Some of the skills on Pantinkin's list overlaps with mine: the high-beam toggle on the floor, the rotary dial phone, threading the film in the camera, using coat hangars (and aluminum foil!) to improve TV reception, and dropping the phonograph needle on a turning record.

My own modest list would include:

  • Black and white darkroom skills, especially threading the film, in the dark, onto wire reels that I then dumped into the fixative. If the film touched itself along that spiral, the outcome was just ugly.
  • Using a pencil to re-wind slack cassette tape onto its spool.
  • Affixing labels to 3.5-inch floppy disks.
  • Creatively naming computer files within the 8.3 scheme.
  • Using a proportion wheel to size photos for a newspaper page -- and keeping your distance from the hot wax machine.
  • Inking and running my dad's offset printing presses, and then running the pages through the collator, folding machine, and stapler. I can still hear and feel the loud, mechanical rhythm and sounds of those machines.
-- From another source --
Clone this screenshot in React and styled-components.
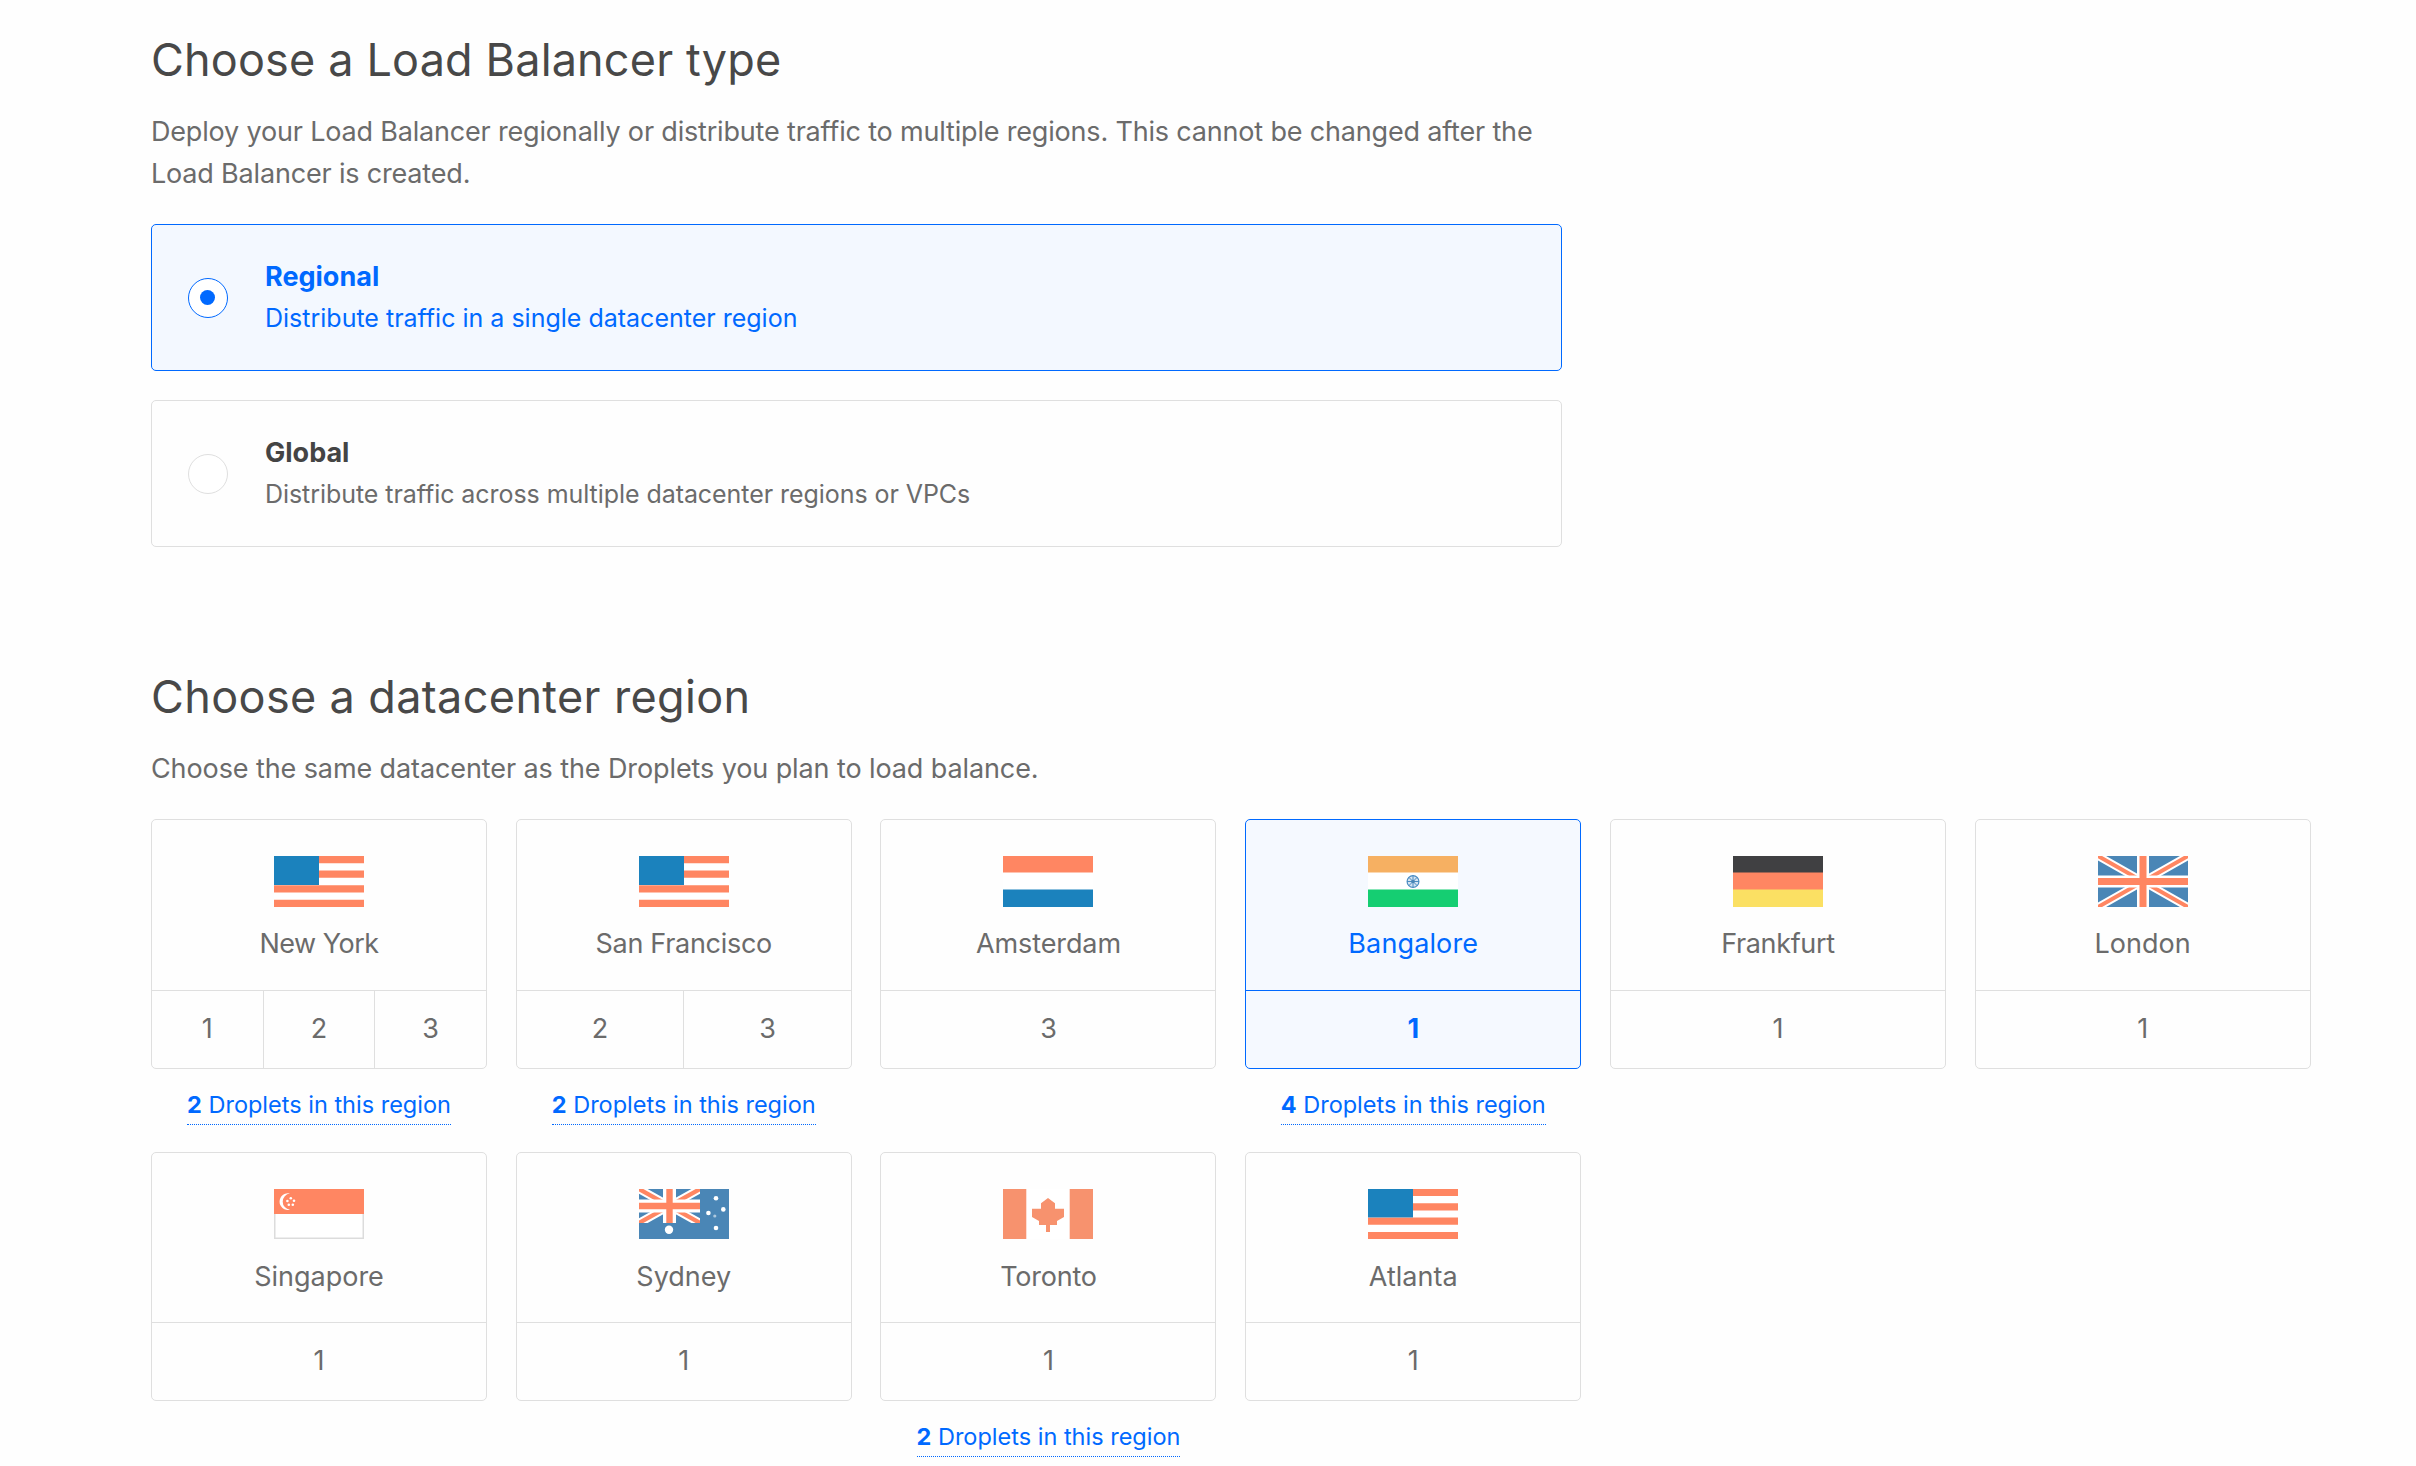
import React, { useState } from "react";
import styled, { createGlobalStyle } from "styled-components";

const lbTypes = [
  {
    id: "regional",
    name: "Regional",
    text: "Distribute traffic in a single datacenter region",
    spacing: 0,
  },
  {
    id: "global",
    name: "Global",
    text: "Distribute traffic across multiple datacenter regions or VPCs",
    spacing: -0.06,
  },
];

const regions = [
  { name: "New York", flag: "us", zones: [1, 2, 3], droplets: 2, spacing: -0.5 },
  { name: "San Francisco", flag: "us", zones: [2, 3], droplets: 2, spacing: -0.3 },
  { name: "Amsterdam", flag: "nl", zones: [3], spacing: -0.1 },
  { name: "Bangalore", flag: "in", zones: [1], droplets: 4, spacing: 0.12 },
  { name: "Frankfurt", flag: "de", zones: [1], spacing: -0.35 },
  { name: "London", flag: "gb", zones: [1], spacing: 0.05 },
  { name: "Singapore", flag: "sg", zones: [1], short: true },
  { name: "Sydney", flag: "au", zones: [1], short: true },
  { name: "Toronto", flag: "ca", zones: [1], droplets: 2, short: true, spacing: -0.24 },
  { name: "Atlanta", flag: "us", zones: [1], short: true },
];

const Stripes = ({ colors }) =>
  colors.map((color, i) => (
    <rect key={i} y={i * 17 - (i ? 0.5 : 0)} width="90" height="17.5" fill={color} />
  ));

const UnionJack = ({ w, h, cross, edge, band }) => (
  <>
    <rect width={w} height={h} fill="#4a86b6" />
    <path d={`M0 0L${w} ${h}M${w} 0L0 ${h}`} stroke="#fff" strokeWidth={band * 2} />
    <path d={`M0 0L${w} ${h}M${w} 0L0 ${h}`} stroke="#ff8662" strokeWidth={band} />
    <path d={`M${w / 2} 0V${h}M0 ${h / 2}H${w}`} stroke="#fff" strokeWidth={edge} />
    <path d={`M${w / 2} 0V${h}M0 ${h / 2}H${w}`} stroke="#ff8662" strokeWidth={cross} />
  </>
);

const flags = {
  us: (
    <>
      <rect width="90" height="51" fill="#fff" />
      <path
        d="M0 3.6H90M0 18.2H90M0 32.8H90M0 47.4H90"
        stroke="#ff8662"
        strokeWidth="7.3"
      />
      <rect width="45" height="29" fill="#1b82bd" />
    </>
  ),
  nl: <Stripes colors={["#ff8662", "#fff", "#1b82bd"]} />,
  in: (
    <>
      <Stripes colors={["#f6b062", "#fff", "#15ce72"]} />
      <circle cx="45" cy="25.5" r="5.9" fill="#d5e3f1" stroke="#4a8cc2" strokeWidth="1.2" />
      <path
        d="M45 19.5V31.5M39 25.5H51M40.8 21.3L49.2 29.7M49.2 21.3L40.8 29.7"
        stroke="#4a8cc2"
        strokeWidth="1"
      />
      <circle cx="45" cy="25.5" r="1.8" fill="#4a86b6" />
    </>
  ),
  de: <Stripes colors={["#404042", "#ff8662", "#fbe063"]} />,
  gb: <UnionJack w={90} h={51} cross={7} edge={12} band={4} />,
  sg: (
    <>
      <rect x="0.75" y="1" width="88.5" height="48.25" fill="#fff" stroke="#dcdcdc" strokeWidth="1.5" />
      <rect width="90" height="25" fill="#ff8662" />
      <path d="M16 4.5A8.4 8.4 0 1 0 16 20.8A8.2 8.2 0 0 1 16 4.5Z" fill="#fff" />
      <g fill="#fff">
        <circle cx="16.8" cy="9.3" r="1.3" />
        <circle cx="13.4" cy="12" r="1.3" />
        <circle cx="20" cy="11.8" r="1.3" />
        <circle cx="14.8" cy="15.7" r="1.3" />
        <circle cx="18.8" cy="15.7" r="1.3" />
      </g>
    </>
  ),
  au: (
    <>
      <rect width="90" height="50" fill="#4a86b6" />
      <svg width="61" height="34">
        <UnionJack w={61} h={34} cross={6.4} edge={13} band={4.2} />
      </svg>
      <g fill="#fff">
        <circle cx="30" cy="40.8" r="4.2" />
        <circle cx="77" cy="9.3" r="2.3" />
        <circle cx="84.3" cy="20.4" r="2.3" />
        <circle cx="69.4" cy="24" r="2.3" />
        <circle cx="77" cy="39" r="2.3" />
        <circle cx="75.8" cy="27" r="1.6" opacity="0.55" />
      </g>
    </>
  ),
  ca: (
    <>
      <rect width="90" height="50" fill="#fff" />
      <path d="M0 0H23.3V50H0ZM66.7 0H90V50H66.7Z" fill="#f7926e" />
      <path
        d="M45 9L52 14.3V19.7H61V28L54 32V36H47V43H43V36H36V32L29 28V19.7H38V14.3Z"
        fill="#f7926e"
      />
    </>
  ),
};

function App() {
  const [lbType, setLbType] = useState("regional");
  const [region, setRegion] = useState("Bangalore");

  return (
    <Page>
      <GlobalStyle />
      <Section>
        <Title $spacing={0.16}>Choose a Load Balancer type</Title>
        <Description $spacing={-0.18}>
          Deploy your Load Balancer regionally or distribute traffic to multiple
          regions. This cannot be changed after the Load Balancer is created.
        </Description>
        <TypeList>
          {lbTypes.map(({ id, name, text, spacing }) => (
            <TypeCard key={id} $active={id === lbType} onClick={() => setLbType(id)}>
              <Radio $active={id === lbType} />
              <div>
                <TypeName $active={id === lbType}>{name}</TypeName>
                <TypeInfo $spacing={spacing}>{text}</TypeInfo>
              </div>
            </TypeCard>
          ))}
        </TypeList>
      </Section>
      <Section>
        <Title $spacing={0.36}>Choose a datacenter region</Title>
        <Description $spacing={-0.1}>
          Choose the same datacenter as the Droplets you plan to load balance.
        </Description>
        <RegionGrid>
          {regions.map(({ name, flag, zones, droplets, spacing = 0, short }) => (
            <RegionItem key={name}>
              <RegionCard $active={name === region} onClick={() => setRegion(name)}>
                <RegionTop $short={short}>
                  <Flag
                    viewBox={flag === "us" ? "0 0 90 51" : `0 0 90 ${short ? 50 : 51}`}
                    preserveAspectRatio="none"
                    $short={short}
                  >
                    {flags[flag]}
                  </Flag>
                  <RegionName $spacing={spacing}>{name}</RegionName>
                </RegionTop>
                <Zones>
                  {zones.map((zone) => (
                    <Zone key={zone}>{zone}</Zone>
                  ))}
                </Zones>
              </RegionCard>
              {droplets && (
                <DropletLink>
                  <b>{droplets}</b> Droplets in this region
                </DropletLink>
              )}
            </RegionItem>
          ))}
        </RegionGrid>
      </Section>
    </Page>
  );
}

const GlobalStyle = createGlobalStyle`
  * {
    box-sizing: border-box;
  }
  body {
    margin: 0;
    overflow: hidden;
    background-color: #fefefe;
  }
`;

const Page = styled.div`
  height: 1466px;
  overflow: hidden;
  padding: 30px 105.3px 0 151px;
  font-family: Inter, "Open Sans", sans-serif;
  color: #6b6b6b;
`;

const Section = styled.section`
  margin-bottom: 120px;
`;

const Title = styled.h2`
  margin: 0 0 21px;
  font-size: 45px;
  font-weight: 400;
  line-height: 60px;
  letter-spacing: ${({ $spacing }) => $spacing}px;
  color: #484848;
`;

const Description = styled.p`
  width: 1412px;
  margin: 0 0 29px;
  font-size: 27px;
  line-height: 42px;
  letter-spacing: ${({ $spacing }) => $spacing}px;
`;

const TypeList = styled.div`
  display: flex;
  flex-direction: column;
  gap: 29px;
  width: 1411px;
`;

const TypeCard = styled.div`
  display: flex;
  align-items: center;
  gap: 37.5px;
  height: 147px;
  padding: 0 35.5px;
  border: 1px solid ${({ $active }) => ($active ? "#0069ff" : "#dfdfdf")};
  border-radius: 5px;
  color: ${({ $active }) => ($active ? "#0069ff" : "inherit")};
  background-color: ${({ $active }) => ($active ? "#f3f8ff" : "transparent")};
  cursor: pointer;
`;

const Radio = styled.span`
  display: flex;
  align-items: center;
  justify-content: center;
  width: 40px;
  height: 40px;
  border: 1px solid ${({ $active }) => ($active ? "#0069ff" : "#dfdfdf")};
  border-radius: 50%;
  background-color: #fff;
  &::after {
    content: "";
    width: 15px;
    height: 15px;
    border-radius: 50%;
    background-color: ${({ $active }) => ($active ? "#0069ff" : "transparent")};
  }
`;

const TypeName = styled.div`
  font-size: 27px;
  font-weight: 700;
  line-height: 42px;
  color: ${({ $active }) => ($active ? "#0069ff" : "#444")};
`;

const TypeInfo = styled.div`
  font-size: 25px;
  line-height: 41px;
  letter-spacing: ${({ $spacing }) => $spacing}px;
`;

const RegionGrid = styled.div`
  display: grid;
  grid-template-columns: repeat(6, 336px);
  justify-content: space-between;
  row-gap: 27px;
`;

const RegionItem = styled.div`
  display: flex;
  flex-direction: column;
  align-items: center;
  min-height: 306px;
`;

const RegionCard = styled.div`
  --line: ${({ $active }) => ($active ? "#0069ff" : "#dfdfdf")};
  --zone-weight: ${({ $active }) => ($active ? 700 : 400)};
  width: 100%;
  border: 1px solid var(--line);
  border-radius: 5px;
  font-size: 27px;
  color: ${({ $active }) => ($active ? "#0069ff" : "inherit")};
  background-color: ${({ $active }) => ($active ? "#f5f9ff" : "transparent")};
  cursor: pointer;
`;

const RegionTop = styled.div`
  display: flex;
  flex-direction: column;
  align-items: center;
  gap: ${({ $short }) => ($short ? 17 : 16)}px;
  padding: 36px 0 ${({ $short }) => ($short ? 24 : 25)}px;
`;

const Flag = styled.svg`
  display: block;
  width: 90px;
  height: ${({ $short }) => ($short ? 50 : 51)}px;
`;

const RegionName = styled.div`
  line-height: 42px;
  letter-spacing: ${({ $spacing }) => $spacing}px;
`;

const Zones = styled.div`
  display: flex;
  border-top: 1px solid var(--line);
`;

const Zone = styled.div`
  flex: 1;
  height: 77px;
  line-height: 75px;
  text-align: center;
  font-weight: var(--zone-weight);
  &:not(:last-child) {
    border-right: 1px solid var(--line);
  }
`;

const DropletLink = styled.a`
  margin-top: 19px;
  padding-bottom: 2px;
  border-bottom: 1px dotted #0069ff;
  font-size: 23.5px;
  line-height: 34px;
  white-space: nowrap;
  color: #0069ff;
  cursor: pointer;
`;

export default App;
But that said, some skills have not passed away from this ever-progressing world:

  • The Frugal Liz prefers her $20 Whirley-Pop over any microwave popcorn.
  • I still write letters and cards to my friends, and Simpsons stamps are preferred.
  • Banjo strings still go on by hand one peg at a time.
  • A safety pin keeps paired socks together in the wash.
  • The Sunday funnies, even in their sadly depleted state (the News & Observer only has 4 pages of strips run really small), still make fun birthday gift wrapping in a pinch.
  • We still have two-stroke lawnmower engines, shoelaces, eyeglass screws, and other physical artifacts of the daily world that will require specialized skills for a while yet.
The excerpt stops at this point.